In recently published Advisory Opinion 2004–02A, the Department of Labor (the “DOL”) provides guidance concerning modifications made to pre-existing qualified domestic relations orders (“QDROs”). The guidance explains that plan administrators who receive court-approved domestic relations orders (“Orders”) that modify the terms of a pre-existing QDRO must honor such Orders, if the Order otherwise is determined to meet the statutory requirements of a QDRO under Section 206(d)(3) of the Employee Retirement Income Security Act of 1974, as amended (“ERISA”).
A plan administrator requested the DOL’s guidance concerning whether an Order that it had determined to be a QDRO in 1997 (the “1997 QDRO”) could be modified by a subsequent court-approved Order issued in 2002 (the “2002 Order”) that reduced the former spouse’s interest in the participant’s benefit. The plan began paying benefits to both the participant and the alternate payee under the terms of the 1997 QDRO, after the participant retired in 2002 and before the plan administrator had made a determination on the qualified status of the 2002 Order.
Subject to the issuance of an advisory opinion from the DOL, the plan administrator later notified the participant that it had made a tentative determination that the 2002 Order was not qualified due to the reduction in the amount of the benefit previously assigned to the alternate payee under the terms of the 1997 QDRO. Because the 2002 Order stated that the 1997 QDRO provisions were to be “deleted,” the plan administrator believed that the reduction under the 2002 Order was to be applied retroactively. In its determination, the plan administrator noted that it would seek recovery of any “overpayments” made to the alternate payee under the terms of the 1997 QDRO, if the DOL concluded that the 2002 Order could be treated as a QDRO. If no “overpayments” were returned, the plan administrator stated that it would withhold future payments to the alternate payee until such amounts were recovered.
Qualified Status of the 2002 Order
The DOL first determined that the 2002 Order could be considered a QDRO. In the DOL’s view, ERISA does not preclude a state court (or other appropriate state agency or instrumentality) from altering or modifying a previous order involving the same participant and alternate payee, as long as the new order itself meets the statutory requirements. A plan administrator could only conclude that an Order was not qualified based on the requirements set forth in ERISA. Under ERISA, an Order cannot require a plan to pay benefits to an alternate payee that are required to be paid to another alternate payee under another order previously determined to be a QDRO. Because the modification of the assignment of benefits under the 1997 QDRO pertained to the same alternate payee, the DOL concluded that the 2002 Order did not violate this statutory requirement and could be considered a QDRO (assuming it had satisfied the remaining statutory QDRO requirements), regardless of the reduction in the amount of the assignment previously awarded to the alternate payee under the pre-existing 1997 QDRO. (Presumably, neither the plan administrator in this case nor the DOL would object to a subsequent Order that increased the alternate payee’s interest because such an Order, which otherwise satisfied the statutory QDROrequirements, could simply be considered an additional QDRO as opposed to a modification of the old Order.)
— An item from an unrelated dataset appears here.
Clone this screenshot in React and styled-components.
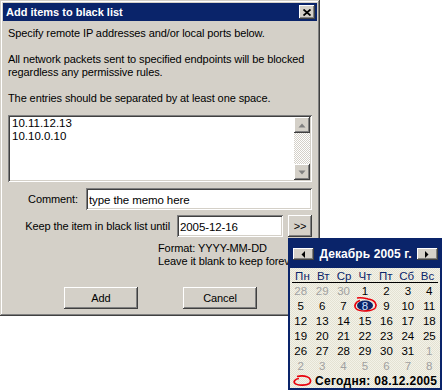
import styled, { createGlobalStyle } from "styled-components";

const GlobalStyle = createGlobalStyle`
  html, body {
    margin: 0;
    padding: 0;
    background: #ffffff;
  }
  body {
    font-family: "Liberation Sans", Arial, sans-serif;
    font-size: 11px;
  }
`;

const NAVY = "#0a246a";
const FACE = "#d4d0c8";

const raised = `
  box-shadow: inset -1px -1px #404040, inset 1px 1px #ffffff,
    inset -2px -2px #808080, inset 2px 2px ${FACE};
`;

const sunken = `
  box-shadow: inset 1px 1px #808080, inset -1px -1px #ffffff,
    inset 2px 2px #404040, inset -2px -2px ${FACE};
`;

const Page = styled.div`
  position: relative;
  width: 443px;
  height: 391px;
  overflow: hidden;
`;

const Window = styled.div`
  box-sizing: border-box;
  width: 320px;
  height: 316px;
  padding: 3px;
  background: ${FACE};
  box-shadow: inset -1px -1px #404040, inset 1px 1px ${FACE},
    inset -2px -2px #808080, inset 2px 2px #ffffff;
  display: flex;
  flex-direction: column;
  color: #000;
  letter-spacing: -0.1px;
`;

const TitleBar = styled.div`
  height: 18px;
  background: ${NAVY};
  display: flex;
  align-items: center;
  justify-content: space-between;
  padding: 0 2px 0 3px;
  color: #fff;
  font-weight: bold;
  font-size: 11px;
  letter-spacing: 0;
`;

const CloseButton = styled.div`
  width: 16px;
  height: 14px;
  background: ${FACE};
  ${raised}
  display: flex;
  align-items: center;
  justify-content: center;
`;

const Body = styled.div`
  flex: 1;
  display: flex;
  flex-direction: column;
  padding: 0 5px;
`;

const Para = styled.p`
  margin: ${(p) => p.$top}px 0 0;
  line-height: 13px;
  margin-left: ${(p) => p.$indent || 0}px;
  white-space: nowrap;
`;

const TextBox = styled.div`
  margin-top: 10px;
  height: 67px;
  box-sizing: border-box;
  padding: 2px;
  background: #fff;
  ${sunken}
  display: flex;
`;

const Lines = styled.div`
  flex: 1;
  padding: 0 2px;
  line-height: 13px;
  font-size: 11.5px;
  letter-spacing: 0;
`;

const ScrollBar = styled.div`
  width: 16px;
  display: flex;
  flex-direction: column;
`;

const ScrollButton = styled.div`
  height: 16px;
  background: ${FACE};
  ${raised}
  display: flex;
  align-items: center;
  justify-content: center;
`;

const ScrollTrack = styled.div`
  flex: 1;
  background: repeating-conic-gradient(${FACE} 0 25%, #ffffff 0 50%) 0 0 / 2px 2px;
`;

const FieldRow = styled.div`
  margin-top: ${(p) => p.$top}px;
  height: 22px;
  display: flex;
  align-items: center;
  justify-content: flex-end;
  gap: ${(p) => p.$gap}px;
`;

const Label = styled.span`
  white-space: nowrap;
`;

const Field = styled.input`
  box-sizing: border-box;
  width: ${(p) => p.$width}px;
  height: 22px;
  border: none;
  outline: none;
  padding: 2px 3px 0;
  background: #fff;
  ${sunken}
  font-family: "Liberation Sans", Arial, sans-serif;
  font-size: 11.5px;
  letter-spacing: -0.1px;
  color: #000;
`;

const SmallButton = styled.div`
  width: 24px;
  height: 22px;
  margin-left: -2px;
  background: ${FACE};
  ${raised}
  display: flex;
  align-items: center;
  justify-content: center;
  font-size: 11px;
`;

const ButtonRow = styled.div`
  margin-top: 19px;
  display: flex;
  justify-content: center;
  gap: 45px;
  padding-left: 1px;
`;

const PushButton = styled.div`
  width: 74px;
  height: 22px;
  background: ${FACE};
  ${raised}
  display: flex;
  align-items: center;
  justify-content: center;
`;

/* calendar popup */

const Calendar = styled.div`
  position: absolute;
  left: 288px;
  top: 238px;
  width: 154px;
  height: 152px;
  box-sizing: border-box;
  border: 2px solid ${NAVY};
  background: repeating-conic-gradient(#f3f2e8 0 25%, #e4e2d3 0 50%) 0 0 / 2px 2px;
  display: flex;
  flex-direction: column;
  font-family: "Liberation Sans", Arial, sans-serif;
`;

const CalHeader = styled.div`
  height: 28px;
  background: ${NAVY};
  display: flex;
  align-items: center;
  justify-content: space-between;
  padding: 0 2px 0 3px;
  color: #fff;
  font-weight: bold;
  font-size: 12px;
  letter-spacing: 0.1px;
`;

const ArrowButton = styled.div`
  width: 21px;
  height: 12px;
  background: ${FACE};
  ${raised}
  display: flex;
  align-items: center;
  justify-content: center;
`;

const WeekDays = styled.div`
  height: 13px;
  margin: 0 2px;
  border-bottom: 1px solid #000;
  display: grid;
  grid-template-columns: repeat(7, 1fr);
  align-items: center;
  color: ${NAVY};
  font-size: 11.5px;
  text-align: center;
  padding-top: 1px;
`;

const DayGrid = styled.div`
  display: grid;
  grid-template-columns: repeat(7, 1fr);
  grid-auto-rows: 15px;
  font-size: 11.5px;
  text-align: center;
`;

const Day = styled.div`
  position: relative;
  display: flex;
  align-items: center;
  justify-content: center;
  color: ${(p) => (p.$muted ? "#a0a0a0" : "#000")};
`;

const TodayMark = styled.svg`
  position: absolute;
  left: -2px;
  top: -2px;
`;

const TodayNum = styled.span`
  position: relative;
  color: #cfe0ff;
`;

const Footer = styled.div`
  height: 15px;
  display: flex;
  align-items: center;
  gap: 3px;
  padding-left: 3px;
  font-weight: bold;
  font-size: 12px;
  letter-spacing: 0.3px;
`;

const weekDays = ["Пн", "Вт", "Ср", "Чт", "Пт", "Сб", "Вс"];

const days = [
  ...[28, 29, 30].map((d) => ({ d, muted: true })),
  ...Array.from({ length: 31 }, (_, i) => ({ d: i + 1 })),
  ...[1, 2, 3, 4, 5, 6, 7, 8].map((d) => ({ d, muted: true })),
];

const Triangle = ({ dir, color = "#000" }) => {
  const pts = {
    left: "4,0 4,7 0.5,3.5",
    right: "0,0 0,7 3.5,3.5",
  };
  if (dir === "up" || dir === "down") {
    return (
      <svg width="8" height="5" viewBox="0 0 8 5">
        <polygon
          points={dir === "up" ? "4,0.5 7.5,4.5 0.5,4.5" : "0.5,0.5 7.5,0.5 4,4.5"}
          fill={color}
        />
      </svg>
    );
  }
  return (
    <svg width="5" height="7" viewBox="0 0 5 7">
      <polygon points={pts[dir]} fill={color} />
    </svg>
  );
};

const App = () => {
  return (
    <>
      <GlobalStyle />
      <Page>
        <Window>
          <TitleBar>
            <span>Add items to black list</span>
            <CloseButton>
              <svg width="8" height="7" viewBox="0 0 8 7">
                <path d="M0.5 0.5 L7.5 6.5 M7.5 0.5 L0.5 6.5" stroke="#000" strokeWidth="1.8" />
              </svg>
            </CloseButton>
          </TitleBar>
          <Body>
            <Para $top={6}>Specify remote IP addresses and/or local ports below.</Para>
            <Para $top={13}>
              All network packets sent to specified endpoints will be blocked
              <br />
              regardless any permissive rules.
            </Para>
            <Para $top={13}>The entries should be separated by at least one space.</Para>
            <TextBox>
              <Lines>
                10.11.12.13
                <br />
                10.10.0.10
              </Lines>
              <ScrollBar>
                <ScrollButton>
                  <Triangle dir="up" color="#808080" />
                </ScrollButton>
                <ScrollTrack />
                <ScrollButton>
                  <Triangle dir="down" color="#808080" />
                </ScrollButton>
              </ScrollBar>
            </TextBox>
            <FieldRow $top={6} $gap={8}>
              <Label>Comment:</Label>
              <Field $width={226} defaultValue="type the memo here" readOnly />
            </FieldRow>
            <FieldRow $top={5} $gap={7}>
              <Label>Keep the item in black list until</Label>
              <Field $width={106} defaultValue="2005-12-16" readOnly />
              <SmallButton>&gt;&gt;</SmallButton>
            </FieldRow>
            <Para $top={5} $indent={150}>
              Format: YYYY-MM-DD
              <br />
              Leave it blank to keep forever.
            </Para>
            <ButtonRow>
              <PushButton>Add</PushButton>
              <PushButton>Cancel</PushButton>
            </ButtonRow>
          </Body>
        </Window>

        <Calendar>
          <CalHeader>
            <ArrowButton>
              <Triangle dir="left" />
            </ArrowButton>
            <span>Декабрь 2005 г.</span>
            <ArrowButton>
              <Triangle dir="right" />
            </ArrowButton>
          </CalHeader>
          <WeekDays>
            {weekDays.map((w) => (
              <span key={w}>{w}</span>
            ))}
          </WeekDays>
          <DayGrid>
            {days.map((item, i) =>
              !item.muted && item.d === 8 ? (
                <Day key={i}>
                  <TodayMark width="26" height="17" viewBox="0 0 26 17">
                    <ellipse cx="13" cy="9.5" rx="8" ry="5" fill={NAVY} />
                    <path
                      d="M5 2 C9 1 14 2.5 16 3 C23 4 25 8 23.5 11.5 C21.5 15.5 8 16 4.5 13 C1.5 10.5 3 6 8 4.5"
                      fill="none"
                      stroke="#e8000b"
                      strokeWidth="1.6"
                    />
                  </TodayMark>
                  <TodayNum>{item.d}</TodayNum>
                </Day>
              ) : (
                <Day key={i} $muted={item.muted}>
                  {item.d}
                </Day>
              )
            )}
          </DayGrid>
          <Footer>
            <svg width="19" height="11" viewBox="0 0 19 11">
              <path
                d="M4 1.5 C8 0.5 12 1 14 1.8 C18 3 18.5 7 16 8.8 C12.5 10.8 4 10.5 2 8.5 C0 6.5 2 4 6 3.5"
                fill="none"
                stroke="#e8000b"
                strokeWidth="1.7"
              />
            </svg>
            <span>Сегодня: 08.12.2005</span>
          </Footer>
        </Calendar>
      </Page>
    </>
  );
};

export default App;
Application on a Prospective Basis
The DOL next determined that the plan administrator did not have the authority to seek recovery from the alternate payee with respect to the amounts paid under the terms of the 1997 QDRO. Nor could it withhold future payments to the alternate payee with respect to amounts required to be paid under the 2002 Order. While the plan administrator took no action to preserve the amounts that would be affected by the 2002 Order during its consideration of that Order’s qualified status (as generally required under ERISA), the DOL noted that it was not required to do so under these circumstances. ERISA does not require segregation of amounts that have already been determined to be payable to an alternate payee under the terms of a pre-existing QDRO, only amounts potentially payable during the period in which an Order’s qualified status is being determined. Because the plan administrator had determined the 1997 QDRO to be qualified, the DOL asserted that the plan was required to pay benefits in accordance with its terms. The plan had no further obligation to the participant and the alternate payee with respect to payments made under the 1997 QDRO because benefits were paid in accordance with its determination and ERISA’s segregation rule. Because the plan administrator had no authority to request recovery, the DOL concluded that the 2002 Order should be treated as a QDRO on a prospective basis only.
The DOL guidance makes clear that modifications made to a pre-existing QDRO may be enforceable against a plan. If the new Order is determined to satisfy the statutory QDRO requirements, then the plan must honor the terms of the new Order as a QDRO, even where the new Order results in the reduction of the amount of the original assignment currently being paid to the alternate payee under the terms of the pre-existing Order. In this case, the DOL stated that the modifications applicable under a new Order should be applied prospectively to future payments. Although the guidance does not require the preservation of amounts in question during the period in which the subsequent Order’s qualified status is being determined, the guidance suggests in a footnote that it may be desirable to establish a separate account for such amounts during this period, especially where benefits under the pre-existing QDRO have already commenced. As a result, it may be advisable for plan administrators to review their QDRO procedures to determine whether any changes are necessary in light of this guidance.